Together with a grant from the TEGNA Foundation in Indianapolis, the event was able to return this year. The response from families, organizations and other volunteers was overwhelming.

“We have quite a few families who join as a team. They fund raise together, and come to pack meals together,” Harlan said. “It’s all ages, multi-generational, everyone wanted to take part.”

The O’Haver family — parents Lindsey and Matt, and their children Olivia, 13, and Kyden, 10 —started doing Pack Friday in 2019. The goal was to do something as a family that would benefit others in the community, Lindsey O’Haver said.

“It’s a nice way for us to give back and to be able to do it as a family and teach our kids how important it is to not only be thankful for what we have, but to think about others who don’t have the same thing,” she said.

Even with the event going on as normal this year, organizers needed to tweak the operations to ensure the safety of volunteers and those taking part. Meal-packing stations have been spread out to encourage safe distancing, and while hairnets and gloves have always been a requirement for the events, everyone had to wear a mask, Harlan said.

Those adjustments did not impact the enthusiasm and excitement that volunteers showed on Friday.

At 12 different assembly lines, volunteers churned out package after package of meals to help their neighbors. They scooped rice, dried vegetables, a nutrient packet and soy into a funnel that filled up individual plastic bags with the base for the meals. Those bags were then weighed, sealed, flattened and stacked, ready to be packed into boxes.
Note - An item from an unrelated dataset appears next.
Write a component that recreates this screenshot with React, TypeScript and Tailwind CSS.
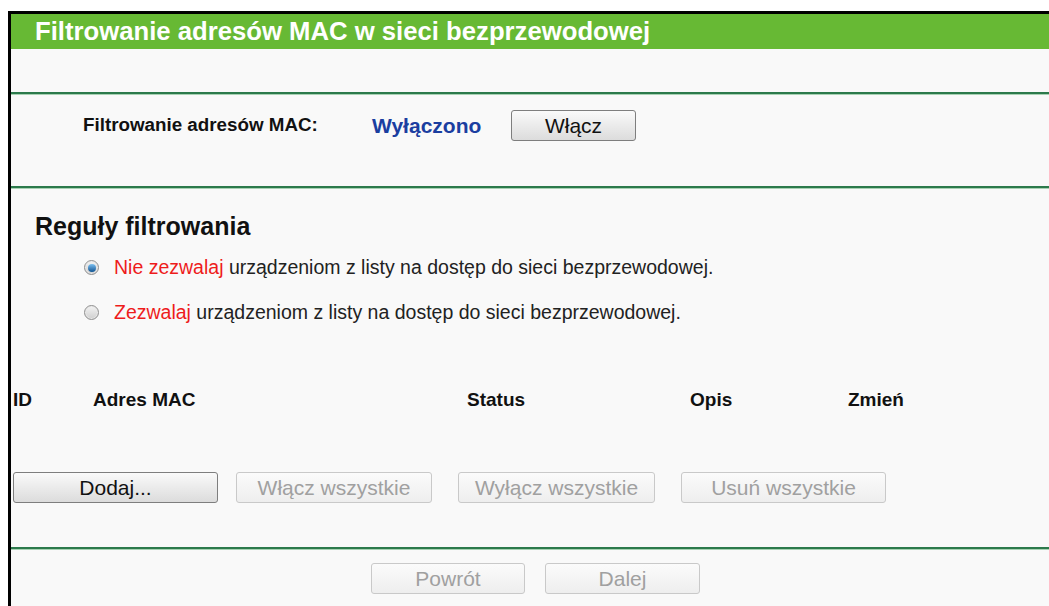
import React from "react";

const font = { fontFamily: '"Liberation Sans", Arial, sans-serif' };

function Rule() {
  return (
    <div className="flex flex-col">
      <div className="h-[2px] bg-[#2c7a4c]" />
      <div className="h-[1px] bg-[#a8d2b4]" />
    </div>
  );
}

function Btn({
  label,
  width,
  disabled,
  className = "",
}: {
  label: string;
  width: string;
  disabled?: boolean;
  className?: string;
}) {
  return (
    <button
      className={
        disabled
          ? `${width} ${className} h-[31px] rounded-[3px] border border-[#c9c9c9] bg-gradient-to-b from-[#fbfbfb] to-[#eeeeee] text-[21px] leading-none text-[#a0a0a0]`
          : `${width} ${className} h-[31px] rounded-[3px] border border-[#7e7e7e] bg-gradient-to-b from-[#fafafa] to-[#dcdcdc] text-[21px] leading-none text-[#111]`
      }
      style={font}
    >
      {label}
    </button>
  );
}

function Radio({ checked }: { checked?: boolean }) {
  return (
    <span className="flex h-[15px] w-[15px] shrink-0 items-center justify-center rounded-full border border-[#8f8f8f] bg-gradient-to-b from-[#f4f4f4] to-[#cfcfcf] shadow-[inset_0_0_0_1px_#e8e8e8]">
      {checked && (
        <span className="h-[8px] w-[8px] rounded-full bg-gradient-to-b from-[#7cc0f0] to-[#0c5593]" />
      )}
    </span>
  );
}

export default function App() {
  return (
    <div className="h-[606px] w-[1049px] bg-white pl-[8px] pt-[11px]" style={font}>
      <div className="flex h-[595px] flex-col border-l-[3px] border-t-[3px] border-black bg-[#f9f9f9]">
        {/* title bar */}
        <div className="flex h-[35px] items-center bg-[#67b934] pl-[24px] text-[25.7px] font-bold leading-none text-white">
          Filtrowanie adresów MAC w sieci bezprzewodowej
        </div>
        <div className="h-[43px]" />
        <Rule />

        {/* filter state */}
        <div className="h-[91px] pl-[72px] pt-[15px]">
          <div className="flex h-[31px] items-center">
            <span className="w-[289px] text-[18.8px] font-bold text-[#111]">
              Filtrowanie adresów MAC:
            </span>
            <span className="w-[139px] text-[21px] font-bold text-[#1b3ea0]">
              Wyłączono
            </span>
            <Btn label="Włącz" width="w-[125px]" />
          </div>
        </div>
        <Rule />

        {/* rules */}
        <div className="flex flex-col">
          <div className="mt-[23px] pl-[24px] text-[25px] font-bold leading-[29px] text-[#111]">
            Reguły filtrowania
          </div>
          <div className="mt-[15px] flex h-[23px] items-center gap-[15px] pl-[73px] text-[19.5px] text-[#222]">
            <Radio checked />
            <span>
              <span className="text-[#ee1c1c]">Nie zezwalaj</span> urządzeniom z listy na dostęp do sieci
              bezprzewodowej.
            </span>
          </div>
          <div className="mt-[22px] flex h-[23px] items-center gap-[15px] pl-[73px] text-[19.5px] text-[#222]">
            <Radio />
            <span>
              <span className="text-[#ee1c1c]">Zezwalaj</span> urządzeniom z listy na dostęp do sieci
              bezprzewodowej.
            </span>
          </div>

          {/* table head */}
          <div className="mt-[65px] flex h-[22px] items-center pl-[2px] text-[19px] font-bold text-[#111]">
            <span className="w-[80px]">ID</span>
            <span className="w-[374px]">Adres MAC</span>
            <span className="w-[223px]">Status</span>
            <span className="w-[158px]">Opis</span>
            <span>Zmień</span>
          </div>

          <div className="mt-[61px] flex pl-[2px]">
            <Btn label="Dodaj..." width="w-[205px]" />
            <Btn label="Włącz wszystkie" width="w-[196px]" className="ml-[18px]" disabled />
            <Btn label="Wyłącz wszystkie" width="w-[197px]" className="ml-[26px]" disabled />
            <Btn label="Usuń wszystkie" width="w-[205px]" className="ml-[26px]" disabled />
          </div>
        </div>

        <div className="h-[44px]" />
        <Rule />

        <div className="mt-[13px] flex gap-[20px] pl-[360px]">
          <Btn label="Powrót" width="w-[154px]" disabled />
          <Btn label="Dalej" width="w-[155px]" disabled />
        </div>
      </div>
    </div>
  );
}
Music played over the Sycamore’s speakers, and participants danced and tried to fill more and more bags. Every so often, the clank of a cowbell rang through the space, indicating a station had filled a box with meals.

“The atmosphere is amazing. The people who show up here are awesome. It’s grown so much since we started doing it,” Hartman said.

She had been coming to Pack Friday with her mother, father, son and daughter for the past five years. Though only her mother and son were able to join her this year, being able to do something significant for the hungry in the community was a special feeling.

“We just like the opportunity to give back to those who aren’t as fortunate,” Hartman said.